LADY LESHURR

An interview with one of the biggest MCs in Britain about the explosive success of her freestyles, and her new project Unstable.

"Are you any good at this then?" I ask Lady Leshurr. We're upstairs at Rowan's, a ten pin bowling alley in North London that has become an local institution for late nights, pints, karaoke, arcade games, and the joyful experience of clattering strikes and spares against your mates after work on a Friday. It's early afternoon, so the place is empty. "I'm trash," she laughs. "I've only been to a bowling alley three times max in my whole life, and I've never had a strike before... I've seen a lot of gutter though."

Lady Leshurr has a good excuse for poor bowling skills. In the last two years she's been exerting the mass of her cognitive energy and brain power, like some sort of grime and rap demigod, into her music career. It has blossomed. In fact, blossomed isn't the word. Flowers can't do what she's done. She's mushroomed, exploded, boomed, erupted. Yeah, erupted is good.

The Queen's Speech was a series of freestyles she began in 2015. She'd already released parts one, two and three to the joy of her fans. Then, one morning while scanning Twitter, she received a fairly standard Tweet from a hater, telling her she was "trash" and "ugly". It was only 8am. "You probably haven't even wiped the crust from your eyes or brushed your teeth" she responded. "That's good," she thought, "I'm gonna use that in a chorus."

 “Without 'Queen's Speech 4' my mum wouldn't have a house.”

That line became the main hook of "Queen's Speech 4", the song that went on to reach 50 million YouTube views and become the biggest hit of her career. It was even used by Samsung for a commercial during the world's biggest television event: the Super Bowl. The freestyle series has continued ever since, and last October she put out Queen's Speech 7.

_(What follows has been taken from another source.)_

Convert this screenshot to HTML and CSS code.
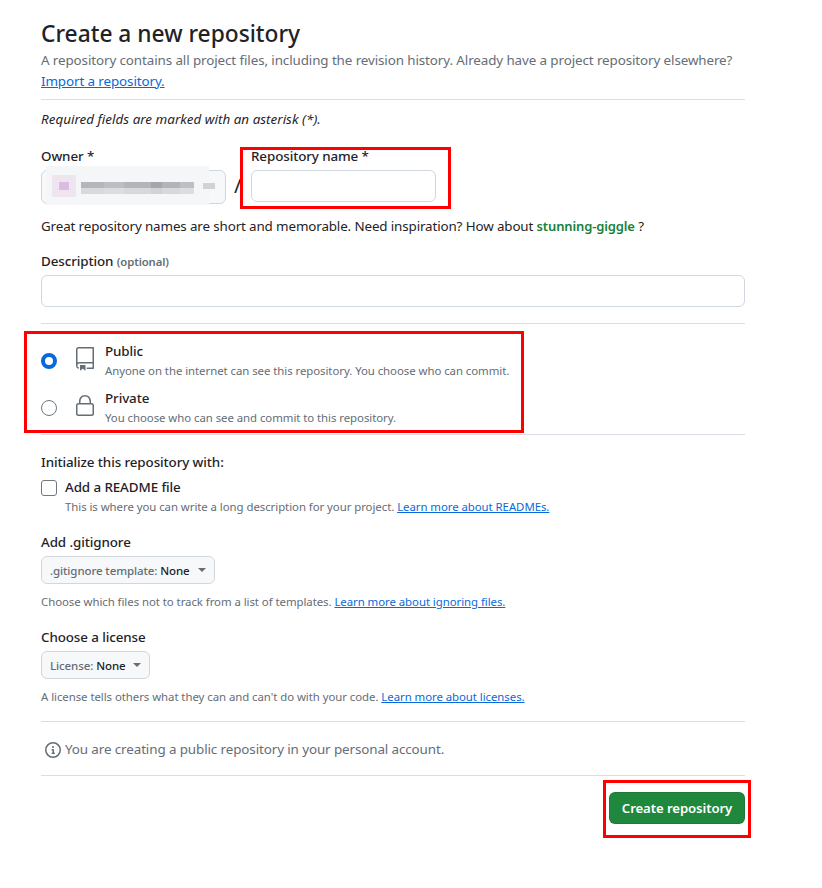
FILE: index.html
```html
<!DOCTYPE html>
<html lang="en">
  <head>
    <meta charset="UTF-8" />
    <meta name="viewport" content="width=device-width, initial-scale=1.0" />
    <title>Create a new repository</title>
    <link rel="stylesheet" href="styles.css">
  </head>
  <body>
    <form class="container">
      <h1 class="title">Create a new repository</h1>
      <p class="intro">A repository contains all project files, including the revision history. Already have a project repository elsewhere?</p>
      <a href="#" class="link intro-link">Import a repository.</a>
      <hr class="rule rule-top">
      <p class="required">Required fields are marked with an asterisk (*).</p>

      <div class="owner-row">
        <div class="owner-col">
          <div class="label">Owner *</div>
          <div class="owner-box">
            <!-- owner name was blurred out in the screenshot -->
            <div class="owner-patch">
              <span class="blur-avatar"></span>
              <span class="blur-name"></span>
              <span class="blur-tail"></span>
            </div>
          </div>
        </div>
        <span class="slash">/</span>
        <div class="name-col">
          <div class="label">Repository name *</div>
          <input class="input name-input" type="text">
          <span class="mark mark-name"></span>
        </div>
      </div>

      <p class="hint-line">Great repository names are short and memorable. Need inspiration? How about <b class="suggestion">stunning-giggle</b> ?</p>

      <div class="label desc-label">Description <span class="optional">(optional)</span></div>
      <input class="input desc-input" type="text">
      <hr class="rule rule-desc">

      <div class="visibility">
        <span class="mark mark-visibility"></span>
        <div class="vis-row">
          <span class="radio radio-on"></span>
          <svg class="vis-icon" viewBox="0 0 24 24" width="24" height="24"><path d="M3 2.75A2.75 2.75 0 0 1 5.75 0h14.5a.75.75 0 0 1 .75.75v20.5a.75.75 0 0 1-.75.75h-6a.75.75 0 0 1 0-1.5h5.25v-4H6A1.5 1.5 0 0 0 4.5 18v.75c0 .716.43 1.334 1.05 1.605a.75.75 0 0 1-.6 1.374A3.251 3.251 0 0 1 3 18.75ZM19.5 1.5H5.75c-.69 0-1.25.56-1.25 1.25v12.651A2.989 2.989 0 0 1 6 15h13.5Z"></path><path d="M7 18.25a.25.25 0 0 1 .25-.25h5a.25.25 0 0 1 .25.25v5.01a.25.25 0 0 1-.397.201l-2.206-1.604a.25.25 0 0 0-.294 0L7.397 23.46a.25.25 0 0 1-.397-.2Z"></path></svg>
          <div class="vis-text">
            <div class="vis-name">Public</div>
            <div class="small">Anyone on the internet can see this repository. You choose who can commit.</div>
          </div>
        </div>
        <div class="vis-row">
          <span class="radio"></span>
          <svg class="vis-icon" viewBox="0 0 24 24" width="24" height="24"><path d="M6 9V7.25C6 3.845 8.503 1 12 1s6 2.845 6 6.25V9h.5a2.5 2.5 0 0 1 2.5 2.5v8a2.5 2.5 0 0 1-2.5 2.5h-13A2.5 2.5 0 0 1 3 19.5v-8A2.5 2.5 0 0 1 5.5 9Zm-1.5 2.5v8a1 1 0 0 0 1 1h13a1 1 0 0 0 1-1v-8a1 1 0 0 0-1-1h-13a1 1 0 0 0-1 1Zm3-4.25V9h9V7.25c0-2.67-1.922-4.75-4.5-4.75-2.578 0-4.5 2.08-4.5 4.75Z"></path></svg>
          <div class="vis-text">
            <div class="vis-name">Private</div>
            <div class="small">You choose who can see and commit to this repository.</div>
          </div>
        </div>
      </div>
      <hr class="rule rule-vis">

      <div class="label init-label">Initialize this repository with:</div>
      <div class="readme-row">
        <span class="checkbox"></span>
        <span class="readme-name">Add a README file</span>
      </div>
      <p class="small readme-note">This is where you can write a long description for your project. <a href="#" class="link">Learn more about READMEs.</a></p>

      <div class="label select-label">Add .gitignore</div>
      <div class="select select-gitignore">.gitignore template: <b class="select-value">None</b><span class="caret"></span></div>
      <p class="small select-note">Choose which files not to track from a list of templates. <a href="#" class="link">Learn more about ignoring files.</a></p>

      <div class="label select-label">Choose a license</div>
      <div class="select select-license">License: <b class="select-value">None</b><span class="caret"></span></div>
      <p class="small select-note">A license tells others what they can and can't do with your code. <a href="#" class="link">Learn more about licenses.</a></p>
      <hr class="rule rule-license">

      <div class="notice">
        <svg class="notice-icon" viewBox="0 0 16 16" width="16" height="16"><path d="M0 8a8 8 0 1 1 16 0A8 8 0 0 1 0 8Zm8-6.5a6.5 6.5 0 1 0 0 13 6.5 6.5 0 0 0 0-13ZM6.5 7.75A.75.75 0 0 1 7.25 7h1a.75.75 0 0 1 .75.75v2.75h.25a.75.75 0 0 1 0 1.5h-2a.75.75 0 0 1 0-1.5h.25v-2h-.25a.75.75 0 0 1-.75-.75ZM8 6a1 1 0 1 1 0-2 1 1 0 0 1 0 2Z"></path></svg>
        <span>You are creating a public repository in your personal account.</span>
      </div>
      <hr class="rule rule-notice">

      <div class="actions">
        <button type="button" class="btn-create">Create repository</button>
        <span class="mark mark-btn"></span>
      </div>
    </form>
  </body>
</html>
```

FILE: styles.css
```css
body {
  font-family: "Noto Sans", "Open Sans", sans-serif;
  font-size: 13.4px;
  line-height: 21px;
  letter-spacing: -0.1px;
  color: #1f2328;
  background-color: #ffffff;
  margin: 0;
  padding: 0;
}

.container {
  width: 704px;
  margin-left: 41px;
  padding-top: 17px;
  padding-bottom: 40px;
}

.title {
  margin: 0;
  font-size: 22.75px;
  line-height: 33px;
  font-weight: 500;
  letter-spacing: 0;
}

.intro {
  margin: 0;
  color: #656d76;
  white-space: nowrap;
}

.link {
  color: #0969da;
  text-decoration: underline;
}

.intro-link {
  display: block;
}

.rule {
  border: none;
  border-top: 1px solid #d8dee4;
  margin: 0;
}

.rule-top {
  margin-top: 7px;
}

.required {
  margin: 9px 0 0;
  font-style: italic;
  letter-spacing: 0.03px;
}

/* owner + name */
.owner-row {
  display: flex;
  margin-top: 16px;
}

.owner-col {
  width: 185px;
}

.label {
  font-weight: 500;
  line-height: 21px;
}

.owner-box {
  position: relative;
  height: 32px;
  margin-top: 3px;
  border: 1px solid #d0d7de;
  border-radius: 6px;
  background-color: #f6f8fa;
}

.owner-patch {
  position: absolute;
  left: 4px;
  top: -5px;
  display: flex;
  align-items: center;
  width: 163px;
  height: 39px;
  background-color: #f5f6f8;
}

.blur-avatar {
  flex: none;
  width: 10px;
  height: 8px;
  margin-left: 13px;
  background-color: #dcbde2;
  box-shadow: 0 0 0 7px #eee5f1;
}

.blur-name {
  flex: none;
  width: 113px;
  height: 12px;
  margin: 5px 0 0 12px;
  background:
    linear-gradient(to bottom, transparent 50%, rgba(245, 246, 248, 0.55) 50%),
    linear-gradient(to right, #b4b6ba 0 20%, #bcbec2 20% 38%, #b3b5b9 38% 62%, #a4a6aa 62% 72%, #b2b4b8 72% 88%, #bdbfc3 88%);
}

.blur-tail {
  flex: none;
  width: 12px;
  height: 6px;
  margin-left: 9px;
  background-color: #d0d2d5;
}

.slash {
  width: 25px;
  padding: 21px 0 0 8px;
  box-sizing: border-box;
  font-size: 20px;
  line-height: 38px;
}

.name-col {
  position: relative;
  width: 185px;
}

.input {
  display: block;
  box-sizing: border-box;
  border: 1px solid #d0d7de;
  border-radius: 6px;
  background-color: #ffffff;
  padding: 0;
}

.name-input {
  width: 185px;
  height: 32px;
  margin-top: 3px;
}

.hint-line {
  margin: 11px 0 0;
  letter-spacing: -0.13px;
}

.suggestion {
  color: #1a7f37;
  font-size: 13px;
  font-weight: 600;
}

.desc-label {
  margin-top: 14px;
}

.optional {
  font-size: 11.3px;
  font-weight: 600;
  color: #656d76;
}

.desc-input {
  width: 704px;
  height: 32px;
  margin-top: 3px;
}

.rule-desc {
  margin-top: 16px;
}

/* visibility */
.visibility {
  position: relative;
  margin-top: 17px;
}

.vis-row {
  display: flex;
  height: 47px;
}

.radio {
  box-sizing: border-box;
  width: 16px;
  height: 16px;
  margin-top: 12px;
  border: 1px solid #6e7781;
  border-radius: 50%;
}

.radio-on {
  border: 4px solid #0969da;
}

.vis-icon {
  margin: 6px 0 0 16px;
  fill: #656d76;
}

.vis-text {
  margin-left: 8px;
}

.vis-name {
  font-weight: 500;
  line-height: 21px;
}

.small {
  font-size: 11.4px;
  line-height: 17px;
  color: #656d76;
  letter-spacing: -0.05px;
}

.rule-vis {
  margin-top: -1px;
}

.init-label {
  margin-top: 17px;
}

.readme-row {
  display: flex;
  align-items: center;
  margin-top: 4px;
  height: 21px;
}

.checkbox {
  box-sizing: border-box;
  width: 16px;
  height: 16px;
  border: 1px solid #6e7781;
  border-radius: 3px;
}

.readme-name {
  margin-left: 8px;
  font-weight: 500;
}

.readme-note {
  margin: 0 0 0 24px;
}

.select-label {
  margin-top: 17px;
}

.select {
  display: inline-flex;
  align-items: center;
  box-sizing: border-box;
  height: 28px;
  margin-top: 3px;
  padding: 0 8px;
  border: 1px solid #d0d7de;
  border-radius: 6px;
  background-color: #f6f8fa;
  font-size: 11.5px;
  font-weight: 500;
  color: #656d76;
  white-space: pre;
}

.select-gitignore {
  width: 174px;
}

.select-license {
  width: 109px;
}

.select-value {
  font-weight: 500;
  color: #1f2328;
}

.caret {
  margin-left: auto;
  border-top: 4px solid #656d76;
  border-left: 4px solid transparent;
  border-right: 4px solid transparent;
}

.select-note {
  margin: 9px 0 0;
}

.rule-license {
  margin-top: 16px;
}

.notice {
  display: flex;
  align-items: center;
  box-sizing: border-box;
  height: 53px;
  padding: 2px 0 0 4px;
  color: #656d76;
}

.notice-icon {
  margin-right: 4px;
  fill: #656d76;
}

.actions {
  position: relative;
  display: flex;
  justify-content: flex-end;
  margin-top: 16px;
}

.btn-create {
  width: 136px;
  height: 32px;
  border: 1px solid rgba(31, 35, 40, 0.15);
  border-radius: 6px;
  background-color: #1f883d;
  color: #ffffff;
  font-family: inherit;
  font-size: 13.2px;
  font-weight: 600;
  letter-spacing: -0.1px;
  padding: 0;
}

/* red annotation boxes drawn over the form */
.mark {
  position: absolute;
  box-sizing: border-box;
  border: 3px solid #ff0000;
  pointer-events: none;
}

.mark-name {
  left: -11px;
  top: 1px;
  width: 211px;
  height: 62px;
}

.mark-visibility {
  left: -17px;
  top: -10px;
  width: 500px;
  height: 102px;
}

.mark-btn {
  right: -6px;
  top: -12px;
  width: 148px;
  height: 58px;
}
```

"What did that freestyle series do for you?" I ask.

"It changed my life," she explains. "Without 'Queen's Speech 4' my mum wouldn't have a house, and I wouldn't be secure and comfortable where I'm living, I wouldn't be able to get anything that I'd need to allow me to do music. I got my own studio equipment and stuff like that. It's changed my life in so many ways."

For many Leshurr fans, the main pull of her music is her vibrant sense of humour, which can switch from playful to savage in the space of a syllable. The Queen's Speech series thrived on making sharp observations about everyday happenings and web culture, and turning them into meme-able bars that nestled in your mind like melodic parasites.

 “I feel like I've got hunger and found my motivation again. I want to prove a few people wrong.”

Meeting her in person, you can see that having a laugh is something deeply entrenched in her personality. Every time she says something that accidentally rhymes, she celebrates it with an "Oh my gosh!", and when she's talking about "riding the beat" she starts yeehaw-ing like a cowboy.

"I guess the humour in my lyrics comes from me," she explains. "I just think I'm really immature and I think that helps with my music. I really don't care. I will say things just to get a reaction. Whether you think: 'Oh my gosh she shouldn't have said that', or. 'Oh my gosh she really went there' – I don't really care because to me it's just bantering."

Right now, she's focusing on Unstable, a more serious conceptual project of songs that will be dropping in this year. The first track to emerge was last year's "On The Road", a laid-back slow jam with scorching lyrics and production that is not unlike something from the mind of Noah '40' Shebib. It was a bold and experimental change from her usual output. "I feel like I came into this new year feeling new," she says. "New hair, new clothes. I feel like I've got hunger and found my motivation again. I want to prove a few people wrong. Unstable is going to show a mature side of me, and a technical flow."

 “A lot of the artists in the industry are going through [mental health issues], I can see it, they don't need to tell me that.”

Despite her reputation for witty bangers, she's never been afraid to talk about real life. Last year, in an interview with The Gay Times, she came out as pansexual. "My ex manager told me coming out wasn't a good look or the right move for me or my career," she told the publication. "I remember it made me feel so depressed because I wasn't being allowed to be my authentic self and honestly, speaking from experience, I understand how it can make someone feel trapped, give you low self-esteem and anxiety, because you can't fully be yourself."

Her own mental health experiences are something she's never been afraid to make music about, and it's a lyrical topic we can expect more from on the coming album. "For me, mental health is a massive thing that we need to draw attention to," says Leshurr. "A lot of the artists in the industry are going through it, I can see it, they don't need to tell me that. For me personally, I can't be the one that holds it in, because it starts to really put me in that sunken place, like in the film Get Out. It puts you in a place where you feel like you can't do it anymore. I have to express (in my music), because if I don't express then it is going to keep me down. That is how I heal."

Right now, she's also working on a book. It won't be one of those music biography books that feels so ghost written it's almost haunted. She's doing it herself. "It's about me, my journey, and how I got to the place I'm in right now," she explains. "It's going to be about believing in yourself, and trying to empower young females. That's it."